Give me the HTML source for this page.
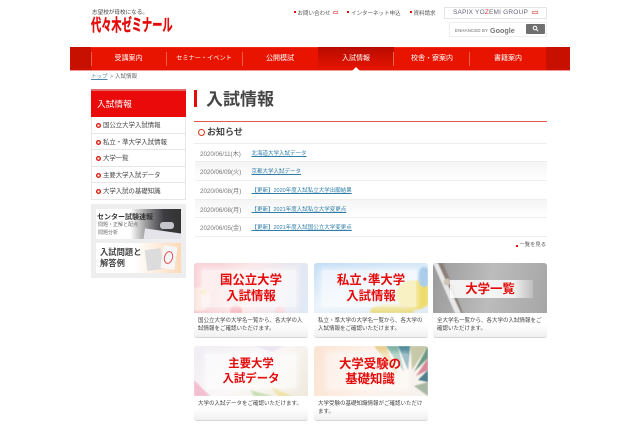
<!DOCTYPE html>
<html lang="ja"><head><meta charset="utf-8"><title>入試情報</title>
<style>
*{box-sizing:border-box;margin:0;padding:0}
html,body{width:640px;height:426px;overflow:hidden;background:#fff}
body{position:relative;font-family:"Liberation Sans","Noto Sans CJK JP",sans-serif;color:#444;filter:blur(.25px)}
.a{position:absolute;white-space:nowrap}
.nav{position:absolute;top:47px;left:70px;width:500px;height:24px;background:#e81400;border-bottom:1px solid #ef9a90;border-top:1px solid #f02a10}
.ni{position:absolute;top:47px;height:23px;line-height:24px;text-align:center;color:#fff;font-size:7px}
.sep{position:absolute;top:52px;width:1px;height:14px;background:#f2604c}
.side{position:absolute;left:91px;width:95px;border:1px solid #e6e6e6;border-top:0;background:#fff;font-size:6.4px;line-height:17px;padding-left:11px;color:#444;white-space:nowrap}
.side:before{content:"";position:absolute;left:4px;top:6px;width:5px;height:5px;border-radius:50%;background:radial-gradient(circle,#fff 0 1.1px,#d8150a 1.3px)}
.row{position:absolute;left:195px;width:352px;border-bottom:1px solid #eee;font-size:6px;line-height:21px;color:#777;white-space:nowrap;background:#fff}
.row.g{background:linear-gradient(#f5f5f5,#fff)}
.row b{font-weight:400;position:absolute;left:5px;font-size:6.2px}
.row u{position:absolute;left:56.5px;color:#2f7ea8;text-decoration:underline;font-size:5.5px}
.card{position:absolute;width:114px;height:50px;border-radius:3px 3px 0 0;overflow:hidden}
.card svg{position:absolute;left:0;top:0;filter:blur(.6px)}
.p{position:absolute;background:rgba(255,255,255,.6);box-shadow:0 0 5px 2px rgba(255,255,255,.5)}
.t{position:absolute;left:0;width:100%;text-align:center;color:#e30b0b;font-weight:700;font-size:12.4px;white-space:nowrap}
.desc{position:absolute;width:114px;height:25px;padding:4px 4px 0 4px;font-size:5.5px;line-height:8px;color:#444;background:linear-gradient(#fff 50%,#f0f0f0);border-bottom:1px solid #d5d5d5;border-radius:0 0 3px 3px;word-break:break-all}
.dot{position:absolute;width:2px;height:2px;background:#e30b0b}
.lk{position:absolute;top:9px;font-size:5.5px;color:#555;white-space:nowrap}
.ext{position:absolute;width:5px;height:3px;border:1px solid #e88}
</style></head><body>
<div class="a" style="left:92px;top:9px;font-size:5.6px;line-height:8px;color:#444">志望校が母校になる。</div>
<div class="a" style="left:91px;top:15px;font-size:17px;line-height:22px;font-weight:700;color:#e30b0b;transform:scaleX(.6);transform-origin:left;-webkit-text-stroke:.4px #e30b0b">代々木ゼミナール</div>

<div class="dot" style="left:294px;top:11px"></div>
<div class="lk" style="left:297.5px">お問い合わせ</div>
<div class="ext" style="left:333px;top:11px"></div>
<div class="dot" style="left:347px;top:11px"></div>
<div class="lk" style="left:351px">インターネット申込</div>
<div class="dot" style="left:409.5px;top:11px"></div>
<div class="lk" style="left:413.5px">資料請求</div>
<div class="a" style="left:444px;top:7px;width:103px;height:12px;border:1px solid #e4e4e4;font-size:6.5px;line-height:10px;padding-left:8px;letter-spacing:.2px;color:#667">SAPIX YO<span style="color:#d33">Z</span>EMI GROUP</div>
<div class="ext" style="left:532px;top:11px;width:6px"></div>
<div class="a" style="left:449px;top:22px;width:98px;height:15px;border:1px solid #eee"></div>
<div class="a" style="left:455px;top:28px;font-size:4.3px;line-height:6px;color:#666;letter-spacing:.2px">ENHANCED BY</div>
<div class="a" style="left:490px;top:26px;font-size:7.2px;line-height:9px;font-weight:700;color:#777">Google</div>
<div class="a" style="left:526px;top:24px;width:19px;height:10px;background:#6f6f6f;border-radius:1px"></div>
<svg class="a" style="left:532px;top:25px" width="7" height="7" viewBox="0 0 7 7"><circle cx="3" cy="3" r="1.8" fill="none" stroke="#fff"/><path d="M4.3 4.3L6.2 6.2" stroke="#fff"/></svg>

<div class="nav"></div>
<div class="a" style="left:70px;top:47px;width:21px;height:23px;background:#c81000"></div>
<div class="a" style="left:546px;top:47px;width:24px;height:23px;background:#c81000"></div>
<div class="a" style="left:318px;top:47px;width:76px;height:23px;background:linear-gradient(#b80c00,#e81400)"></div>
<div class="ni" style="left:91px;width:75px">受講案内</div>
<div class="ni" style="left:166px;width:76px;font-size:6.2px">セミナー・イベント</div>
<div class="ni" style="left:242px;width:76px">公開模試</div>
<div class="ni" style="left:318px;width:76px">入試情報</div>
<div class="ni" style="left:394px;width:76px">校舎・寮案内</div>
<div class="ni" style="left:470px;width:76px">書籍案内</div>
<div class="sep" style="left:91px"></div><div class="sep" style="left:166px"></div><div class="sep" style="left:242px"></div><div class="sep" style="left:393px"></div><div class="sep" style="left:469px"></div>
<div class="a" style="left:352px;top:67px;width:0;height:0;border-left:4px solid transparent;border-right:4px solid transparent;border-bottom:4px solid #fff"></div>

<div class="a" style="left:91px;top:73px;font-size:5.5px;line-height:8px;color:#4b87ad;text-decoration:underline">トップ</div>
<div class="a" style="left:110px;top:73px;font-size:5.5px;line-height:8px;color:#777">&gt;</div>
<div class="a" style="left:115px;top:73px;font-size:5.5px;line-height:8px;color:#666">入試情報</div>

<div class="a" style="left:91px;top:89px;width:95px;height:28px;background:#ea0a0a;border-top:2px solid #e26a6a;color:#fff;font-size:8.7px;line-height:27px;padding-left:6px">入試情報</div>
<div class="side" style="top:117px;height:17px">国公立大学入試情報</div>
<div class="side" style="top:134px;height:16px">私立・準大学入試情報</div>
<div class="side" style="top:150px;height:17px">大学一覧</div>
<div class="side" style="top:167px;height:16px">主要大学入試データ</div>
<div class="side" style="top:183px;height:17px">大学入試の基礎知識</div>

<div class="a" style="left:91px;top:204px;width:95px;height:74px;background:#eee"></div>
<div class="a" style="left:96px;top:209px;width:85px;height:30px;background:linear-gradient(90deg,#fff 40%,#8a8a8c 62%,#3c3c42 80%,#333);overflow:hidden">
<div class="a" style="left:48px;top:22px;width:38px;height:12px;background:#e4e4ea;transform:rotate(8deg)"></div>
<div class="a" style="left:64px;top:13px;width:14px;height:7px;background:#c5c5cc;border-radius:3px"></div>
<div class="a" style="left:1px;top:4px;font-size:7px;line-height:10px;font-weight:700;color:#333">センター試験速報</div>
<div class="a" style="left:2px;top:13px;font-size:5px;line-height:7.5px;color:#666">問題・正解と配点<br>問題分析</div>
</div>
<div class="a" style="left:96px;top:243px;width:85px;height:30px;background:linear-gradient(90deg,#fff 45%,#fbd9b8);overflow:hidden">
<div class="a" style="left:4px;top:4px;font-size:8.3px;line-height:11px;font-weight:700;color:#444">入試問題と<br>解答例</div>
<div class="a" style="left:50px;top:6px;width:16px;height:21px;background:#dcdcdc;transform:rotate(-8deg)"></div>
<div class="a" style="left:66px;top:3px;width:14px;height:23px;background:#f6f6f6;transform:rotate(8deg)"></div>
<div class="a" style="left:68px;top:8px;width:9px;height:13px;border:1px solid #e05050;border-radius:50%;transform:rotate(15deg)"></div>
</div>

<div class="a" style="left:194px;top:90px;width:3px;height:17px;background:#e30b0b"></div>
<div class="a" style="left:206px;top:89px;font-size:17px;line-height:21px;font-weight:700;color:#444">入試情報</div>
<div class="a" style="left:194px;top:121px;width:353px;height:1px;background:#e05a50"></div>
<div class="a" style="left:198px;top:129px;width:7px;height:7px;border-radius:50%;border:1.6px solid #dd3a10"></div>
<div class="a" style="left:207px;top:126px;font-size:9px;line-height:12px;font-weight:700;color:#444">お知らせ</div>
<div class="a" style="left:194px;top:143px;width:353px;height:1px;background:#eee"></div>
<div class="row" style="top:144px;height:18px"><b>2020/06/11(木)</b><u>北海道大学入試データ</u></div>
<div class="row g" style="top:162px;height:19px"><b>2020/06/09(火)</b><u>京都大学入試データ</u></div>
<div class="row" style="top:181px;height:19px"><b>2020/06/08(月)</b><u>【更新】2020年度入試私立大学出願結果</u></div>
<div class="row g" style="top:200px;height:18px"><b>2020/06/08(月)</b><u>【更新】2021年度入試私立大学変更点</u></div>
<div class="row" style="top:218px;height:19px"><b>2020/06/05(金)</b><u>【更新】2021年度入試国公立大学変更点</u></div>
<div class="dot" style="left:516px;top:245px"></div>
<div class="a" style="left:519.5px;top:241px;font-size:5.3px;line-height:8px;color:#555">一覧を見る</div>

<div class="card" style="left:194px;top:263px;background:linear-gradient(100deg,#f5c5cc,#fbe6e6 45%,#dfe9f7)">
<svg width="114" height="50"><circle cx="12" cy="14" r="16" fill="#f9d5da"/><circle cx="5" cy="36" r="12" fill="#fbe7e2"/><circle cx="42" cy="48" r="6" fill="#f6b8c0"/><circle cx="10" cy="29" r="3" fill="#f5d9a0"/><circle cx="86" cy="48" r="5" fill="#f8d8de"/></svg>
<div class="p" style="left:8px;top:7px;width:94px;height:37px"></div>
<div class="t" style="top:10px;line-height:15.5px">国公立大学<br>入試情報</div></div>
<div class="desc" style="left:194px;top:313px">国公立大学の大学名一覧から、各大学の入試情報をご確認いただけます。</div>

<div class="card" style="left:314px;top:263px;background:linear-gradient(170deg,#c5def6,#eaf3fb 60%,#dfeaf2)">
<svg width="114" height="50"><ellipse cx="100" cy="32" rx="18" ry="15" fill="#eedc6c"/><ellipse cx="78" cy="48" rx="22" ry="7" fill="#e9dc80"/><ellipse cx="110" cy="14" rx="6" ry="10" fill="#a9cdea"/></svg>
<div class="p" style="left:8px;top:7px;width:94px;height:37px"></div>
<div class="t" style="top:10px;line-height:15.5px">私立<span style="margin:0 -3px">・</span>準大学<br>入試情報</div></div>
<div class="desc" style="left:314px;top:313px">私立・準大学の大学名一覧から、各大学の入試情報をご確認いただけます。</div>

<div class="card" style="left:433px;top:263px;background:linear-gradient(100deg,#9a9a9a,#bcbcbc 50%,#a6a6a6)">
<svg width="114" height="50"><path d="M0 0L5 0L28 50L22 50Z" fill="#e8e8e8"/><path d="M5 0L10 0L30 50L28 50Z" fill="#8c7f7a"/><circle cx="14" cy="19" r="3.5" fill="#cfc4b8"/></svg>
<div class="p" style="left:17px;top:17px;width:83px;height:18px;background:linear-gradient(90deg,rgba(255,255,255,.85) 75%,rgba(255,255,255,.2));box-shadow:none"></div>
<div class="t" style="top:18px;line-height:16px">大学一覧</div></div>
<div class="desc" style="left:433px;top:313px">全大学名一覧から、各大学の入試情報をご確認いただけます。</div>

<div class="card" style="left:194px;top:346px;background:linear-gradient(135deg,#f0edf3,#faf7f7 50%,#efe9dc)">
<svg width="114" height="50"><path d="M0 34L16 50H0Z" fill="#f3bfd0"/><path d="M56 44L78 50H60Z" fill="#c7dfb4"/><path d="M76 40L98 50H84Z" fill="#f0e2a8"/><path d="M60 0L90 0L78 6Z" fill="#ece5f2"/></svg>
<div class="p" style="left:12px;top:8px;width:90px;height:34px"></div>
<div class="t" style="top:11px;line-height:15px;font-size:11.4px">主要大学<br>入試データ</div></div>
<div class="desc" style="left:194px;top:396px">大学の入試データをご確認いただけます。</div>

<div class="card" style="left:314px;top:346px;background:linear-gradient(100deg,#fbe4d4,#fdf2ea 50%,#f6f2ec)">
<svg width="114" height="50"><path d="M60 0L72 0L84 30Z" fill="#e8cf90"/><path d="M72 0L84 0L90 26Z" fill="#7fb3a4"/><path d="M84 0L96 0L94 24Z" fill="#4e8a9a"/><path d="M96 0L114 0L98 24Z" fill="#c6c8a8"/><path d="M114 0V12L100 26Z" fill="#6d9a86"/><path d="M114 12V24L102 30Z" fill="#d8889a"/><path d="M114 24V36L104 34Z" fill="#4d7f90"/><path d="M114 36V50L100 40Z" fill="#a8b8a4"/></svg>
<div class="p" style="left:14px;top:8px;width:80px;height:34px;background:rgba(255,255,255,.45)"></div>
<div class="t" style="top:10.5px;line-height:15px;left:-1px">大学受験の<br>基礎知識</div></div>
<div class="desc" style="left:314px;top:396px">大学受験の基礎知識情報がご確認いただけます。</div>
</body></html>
...
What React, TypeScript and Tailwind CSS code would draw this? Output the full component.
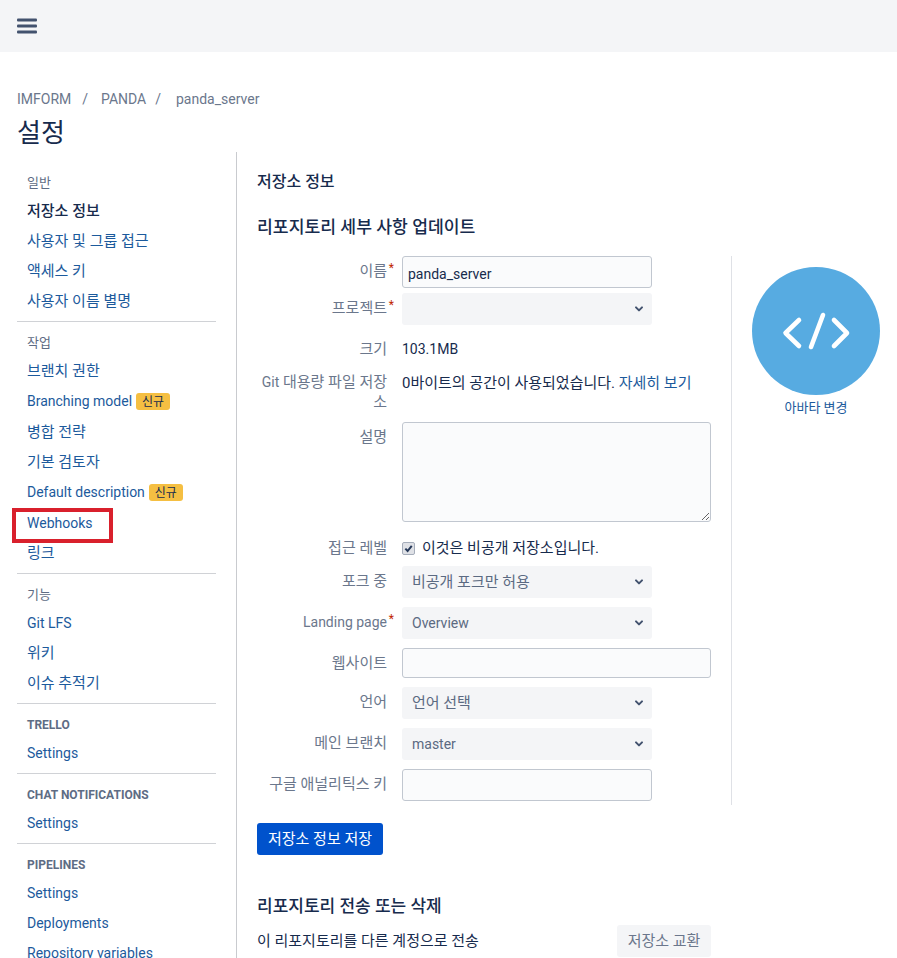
---
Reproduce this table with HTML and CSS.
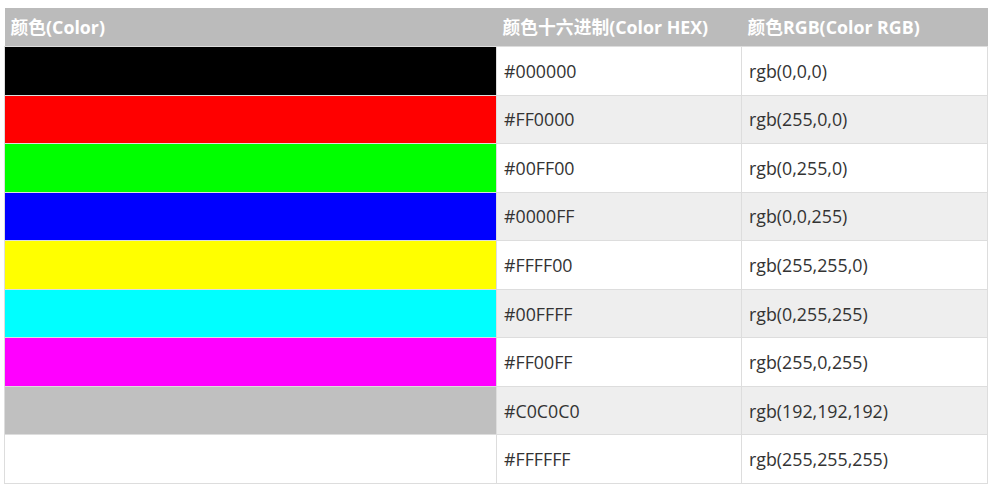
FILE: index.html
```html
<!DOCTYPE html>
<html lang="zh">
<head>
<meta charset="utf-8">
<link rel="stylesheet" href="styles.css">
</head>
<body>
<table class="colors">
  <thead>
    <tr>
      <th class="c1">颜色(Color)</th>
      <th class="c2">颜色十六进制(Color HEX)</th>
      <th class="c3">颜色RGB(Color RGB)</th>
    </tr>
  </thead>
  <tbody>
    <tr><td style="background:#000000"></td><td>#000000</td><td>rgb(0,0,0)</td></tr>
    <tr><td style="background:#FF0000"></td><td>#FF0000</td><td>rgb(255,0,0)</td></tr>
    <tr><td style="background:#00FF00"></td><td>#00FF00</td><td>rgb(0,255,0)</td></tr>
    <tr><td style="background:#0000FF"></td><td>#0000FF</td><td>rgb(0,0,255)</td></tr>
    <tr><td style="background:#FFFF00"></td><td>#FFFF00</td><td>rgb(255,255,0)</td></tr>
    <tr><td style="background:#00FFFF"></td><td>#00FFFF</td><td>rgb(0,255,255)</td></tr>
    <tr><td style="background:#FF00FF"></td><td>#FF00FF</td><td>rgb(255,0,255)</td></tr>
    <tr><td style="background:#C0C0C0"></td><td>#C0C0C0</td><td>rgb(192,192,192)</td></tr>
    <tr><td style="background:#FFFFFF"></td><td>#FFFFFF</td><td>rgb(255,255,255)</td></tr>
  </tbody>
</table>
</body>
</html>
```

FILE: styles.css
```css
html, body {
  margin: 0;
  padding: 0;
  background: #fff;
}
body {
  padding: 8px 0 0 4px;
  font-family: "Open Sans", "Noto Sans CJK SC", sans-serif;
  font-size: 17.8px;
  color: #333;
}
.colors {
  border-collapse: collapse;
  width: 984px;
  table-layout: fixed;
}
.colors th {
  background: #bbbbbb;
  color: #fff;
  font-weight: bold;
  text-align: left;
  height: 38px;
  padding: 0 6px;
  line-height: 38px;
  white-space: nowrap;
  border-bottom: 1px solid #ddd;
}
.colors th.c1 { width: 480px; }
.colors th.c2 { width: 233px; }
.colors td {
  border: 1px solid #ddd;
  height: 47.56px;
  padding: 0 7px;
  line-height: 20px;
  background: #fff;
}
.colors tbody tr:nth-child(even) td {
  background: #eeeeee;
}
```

## GOAL
Which lines of the material contain the string "table"? List each of them.

## SOLUTION
Reproduce this table with HTML and CSS.
<table class="colors">
</table>
  table-layout: fixed;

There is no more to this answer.